The land now started to slope gently down to where the burn, gathering waters and forming the River Loyne, meandered its way into Loch Loyne some way further east. Here the track got a lot more grassy and less well trodden. It made for some very pleasant walking.
Eventually I came to the point where a path branched off uphill, climbing away from the River Loyne and towards the shoulder at the eastern end of the South Shiel Ridge where I had been the previous morning.
The path was a good stalkers' one, and brought me quickly up into Coire Odhar, passing a series of waterfalls before emerging out on the shoulder with views down to Loch Loyne below. The afternoon was advancing now and the light was excellent after the cloud and gloom of the morning. At the high point I paused for a final snack break, fuelling up for the descent down the hard surfaced track to the road.
Shortly after the snack stop I reached the point where I had branched off to ascend to the ridge the previous day. Below me I could see the old road to the isles and I dropped rapidly down to it on the good path.

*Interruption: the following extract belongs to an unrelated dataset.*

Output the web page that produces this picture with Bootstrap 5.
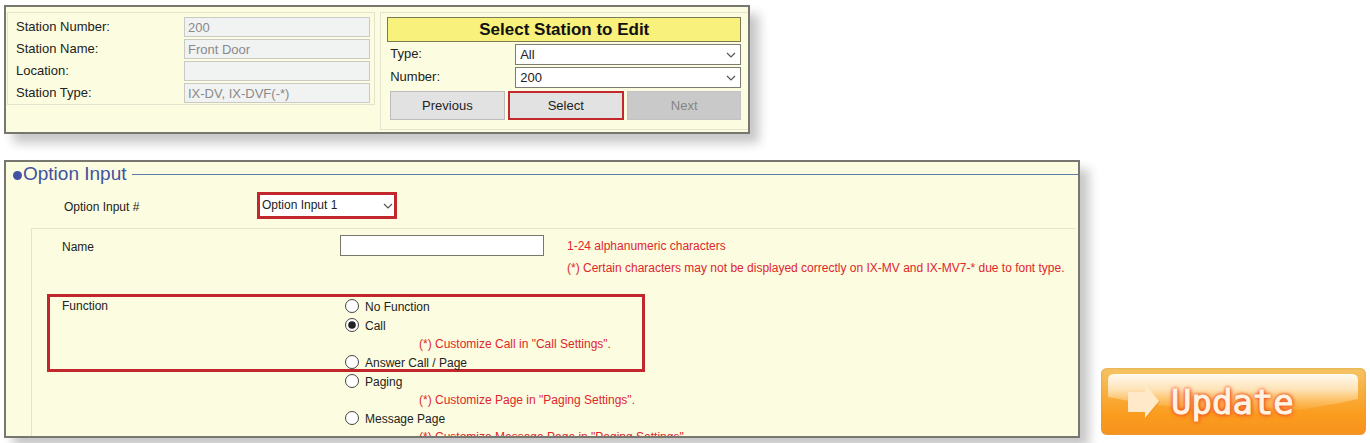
<!DOCTYPE html>
<html lang="en">
<head>
<meta charset="utf-8">
<meta name="viewport" content="width=device-width, initial-scale=1">
<title>Option Input</title>
<link href="https://cdn.jsdelivr.net/npm/bootstrap@5.3.0/dist/css/bootstrap.min.css" rel="stylesheet">
<style>
  body { font-family: "Liberation Sans", Arial, sans-serif; font-size: 13px; line-height: 18px; color: #222; background: #fff; }
  .page { height: 100vh; padding: 5px 4px; gap: 26px; }
  .panel { background: #fcfce0; border: 2px solid #77776f; box-shadow: 9px 9px 10px rgba(0, 0, 0, .22); }
  .station { width: 54.8%; min-width: 600px; padding: 5px 0 2px 1px; gap: 5px; }
  .group { border: 1px solid #e3e3cf; }
  .half { flex: 1 1 0; min-width: 0; }
  .info { padding: 4px 4px 1px 8px; row-gap: 2px; display: grid; grid-template-columns: 168px 1fr; }
  .info label { padding-top: 1px; }
  .info .form-control { height: 20px; padding: 0 3px; font-size: 13px; line-height: 18px; color: #8a8a8a; background: #f1f2f2; border: 1px solid #c9cac6; border-radius: 0; }
  .picker { padding: 4px 7px 9px 6px; border-right: 0; }
  .picker h1 { font-size: 17px; line-height: 23px; color: #111; background: #f8f17b; border: 1px solid #7c7a55; }
  .picker-row { display: grid; grid-template-columns: 125px 1fr; margin-top: 2px; padding-left: 3px; }
  .picker-row label { padding-top: 1px; }
  .form-select { height: 21px; padding: 0 20px 0 4px; font-size: 13px; line-height: 19px; color: #222; border: 1px solid #7c7c74; border-radius: 0;
    background: #fff url("data:image/svg+xml,%3Csvg xmlns='http://www.w3.org/2000/svg' viewBox='0 0 10 6'%3E%3Cpath d='M1 1l4 4 4-4' fill='none' stroke='%23555' stroke-width='1.2'/%3E%3C/svg%3E") no-repeat right 4px center / 10px 6px; }
  .tools { gap: 3px; padding: 3px 0 0 3px; }
  .btn-tool { height: 29px; padding: 0; font-size: 13px; line-height: 18px; color: #222; background: #e2e2e2; border: 1px solid #bcbcbc; border-radius: 0; flex: 1 1 0; }
  .btn-tool:disabled { color: #858585; background: #c9c9c9; border-color: #c2c2c2; opacity: 1; }
  .btn-pick { border: 2px solid #c4282f; }
  .options { font-size: 12px; }
  .options h2 { font-size: 19px; line-height: 24px; color: #4152a2; gap: 5px; padding-left: 7px; }
  .options h2::after { content: ""; flex: 1; height: 1px; background: #5b7ba8; }
  .dot { width: 9px; height: 9px; border-radius: 50%; background: #4152a2; margin: 3px 1px 0 0; }
  .input-row { padding: 6px 0 9px 58px; }
  .input-row label { width: 193px; padding-top: 2px; }
  .input-row .form-select { width: 140px; height: 27px; padding-left: 2px; font-size: 12px; border: 3px solid #c1272d; background-position: right 1px center; }
  .sheet { margin: 0 2px 0 25px; border-right: 0; border-bottom: 0; }
  .name-row { padding: 6px 0 0 30px; min-height: 65px; }
  .name-row label { width: 278px; padding-top: 3px; }
  .name-row .form-control { width: 204px; height: 21px; padding: 0 3px; font-size: 12px; border: 1px solid #77776c; border-radius: 0; }
  .hint { color: #e0262b; }
  .name-row .hint { padding-left: 23px; line-height: 22px; }
  .function-box { max-width: 598px; margin-left: 15px; padding-left: 12px; border: 3px solid #c1272d; }
  .function-rest { padding-left: 30px; }
  .field-name { width: 283px; }
  .function-box .choices { margin-bottom: -3px; }
  .form-check { min-height: 19px; margin: 0; padding: 0; display: flex; align-items: center; gap: 6px; }
  .form-check .form-check-input { width: 14px; height: 14px; margin: 0 0 2px; float: none; border: 1px solid #444; background-color: #fff; }
  .form-check .form-check-input:checked { background-color: #fff;
    background-image: url("data:image/svg+xml,%3Csvg xmlns='http://www.w3.org/2000/svg' viewBox='0 0 12 12'%3E%3Ccircle cx='6' cy='6' r='3.8' fill='%23222'/%3E%3C/svg%3E"); }
  .choices .hint { padding-left: 74px; line-height: 18px; }
  .update { width: 265px; height: 67px; margin: 0 0 3px 21px; padding: 0 0 0 27px; border: 0; gap: 10px; overflow: hidden; border-radius: 6px; background: linear-gradient(#f5c566, #f9ac3a 40%, #fb9c1e 70%, #f6921e); box-shadow: inset 0 0 3px #d9a04a; }
  .gloss { position: absolute; inset: 0; width: 100%; height: 100%; }
  .update-text { font-family: "DejaVu Sans Mono", monospace; font-size: 34px; line-height: 60px; color: #fff4e4; text-shadow: 0 0 3px #f0541e, 0 0 3px #f0541e, 0 0 5px #f0602a, 1px 1px 5px #f0602a; -webkit-text-stroke: 1px #fff4e4; }
</style>
</head>
<body>
<div class="page d-flex flex-column">
  <section class="panel station d-flex align-items-start flex-shrink-0">
    <div class="group info half">
      <label for="st-number">Station Number:</label><input id="st-number" class="form-control" value="200" disabled>
      <label for="st-name">Station Name:</label><input id="st-name" class="form-control" value="Front Door" disabled>
      <label for="st-location">Location:</label><input id="st-location" class="form-control" disabled>
      <label for="st-type">Station Type:</label><input id="st-type" class="form-control" value="IX-DV, IX-DVF(-*)" disabled>
    </div>
    <form class="group picker half">
      <h1 class="fw-bold text-center m-0">Select Station to Edit</h1>
      <div class="picker-row"><label for="type">Type:</label><select id="type" class="form-select"><option>All</option></select></div>
      <div class="picker-row"><label for="number">Number:</label><select id="number" class="form-select"><option>200</option></select></div>
      <div class="tools d-flex">
        <button type="button" class="btn btn-tool">Previous</button>
        <button type="button" class="btn btn-tool btn-pick">Select</button>
        <button type="button" class="btn btn-tool" disabled>Next</button>
      </div>
    </form>
  </section>

  <div class="d-flex align-items-end flex-fill" style="min-height:0">
    <section class="panel options half align-self-stretch overflow-hidden">
      <h2 class="d-flex align-items-center fw-normal mb-0"><span class="d-flex align-items-center"><span class="dot"></span>Option Input</span></h2>
      <div class="input-row d-flex align-items-center">
        <label for="option-input">Option Input #</label>
        <select id="option-input" class="form-select"><option>Option Input 1</option></select>
      </div>
      <div class="group sheet">
        <div class="name-row d-flex align-items-start">
          <label for="opt-name" class="flex-shrink-0">Name</label>
          <input id="opt-name" class="form-control flex-shrink-0">
          <div class="hint text-nowrap">1-24 alphanumeric characters<br>(*) Certain characters may not be displayed correctly on IX-MV and IX-MV7-* due to font type.</div>
        </div>
        <div class="function-box d-flex">
          <div class="field-name">Function</div>
          <div class="choices">
            <div class="form-check"><input class="form-check-input" type="radio" name="fn" id="fn-none"><label for="fn-none">No Function</label></div>
            <div class="form-check"><input class="form-check-input" type="radio" name="fn" id="fn-call" checked><label for="fn-call">Call</label></div>
            <div class="hint">(*) Customize Call in "Call Settings".</div>
            <div class="form-check"><input class="form-check-input" type="radio" name="fn" id="fn-answer"><label for="fn-answer">Answer Call / Page</label></div>
          </div>
        </div>
        <div class="function-rest d-flex">
          <div class="field-name"></div>
          <div class="choices">
            <div class="form-check"><input class="form-check-input" type="radio" name="fn" id="fn-paging"><label for="fn-paging">Paging</label></div>
            <div class="hint">(*) Customize Page in "Paging Settings".</div>
            <div class="form-check"><input class="form-check-input" type="radio" name="fn" id="fn-message"><label for="fn-message">Message Page</label></div>
            <div class="hint">(*) Customize Message Page in "Paging Settings".</div>
          </div>
        </div>
      </div>
    </section>
    <button type="submit" class="update position-relative d-flex align-items-center flex-shrink-0">
      <svg class="gloss" viewBox="0 0 265 67" preserveAspectRatio="none" aria-hidden="true">
        <defs><linearGradient id="shine" x1="0" y1="0" x2="0" y2="1"><stop offset="0" stop-color="#fffaf0"/><stop offset=".4" stop-color="#ffeccb" stop-opacity=".85"/><stop offset="1" stop-color="#ffc566" stop-opacity=".1"/></linearGradient></defs>
        <path d="M7 12q0-6 6-6h238q6 0 6 6v19q-60 14-110 14Q60 40 7 29z" fill="url(#shine)"/>
      </svg>
      <svg class="position-relative flex-shrink-0" width="33" height="36" viewBox="0 0 33 36" aria-hidden="true">
        <path d="M2 10h16V2l14 16-14 17v-8H2z" fill="#e88a24" opacity=".4"/>
        <path d="M0 8h17V0l14 17-14 17v-6H0z" fill="#ffe9c8"/>
      </svg>
      <span class="update-text position-relative">Update</span>
    </button>
  </div>
</div>
<script src="https://cdn.jsdelivr.net/npm/bootstrap@5.3.0/dist/js/bootstrap.bundle.min.js"></script>
</body>
</html>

This just left me with 5 or so km to tramp back downhill to the car. It had been a long, unrelenting day and I was grateful that I hadn't tried tacking on the Corbett too!
Coming around the corner there were some very nice views down to Loch Cluanie with the light much better than the previous day.
My pace got me down fairly rapidly and soon enough I was down in the glen looking west along the line of the ridge which I had now successfully traversed. A couple of ladies who were staying overnight and planning the ridge for the next day quizzed me about how long it would take and whether there was much scrambling. I left them to head to the pub as I reached the car, ready for a quick change of clothes before starting the journey home.
The drive home was fairly long but not unpleasant, including stopping to take in some fabulous light besides Loch Lochy. Eventually I was back home feeling very satisfied with an enjoyable overnighter and 7 new Munro ticks.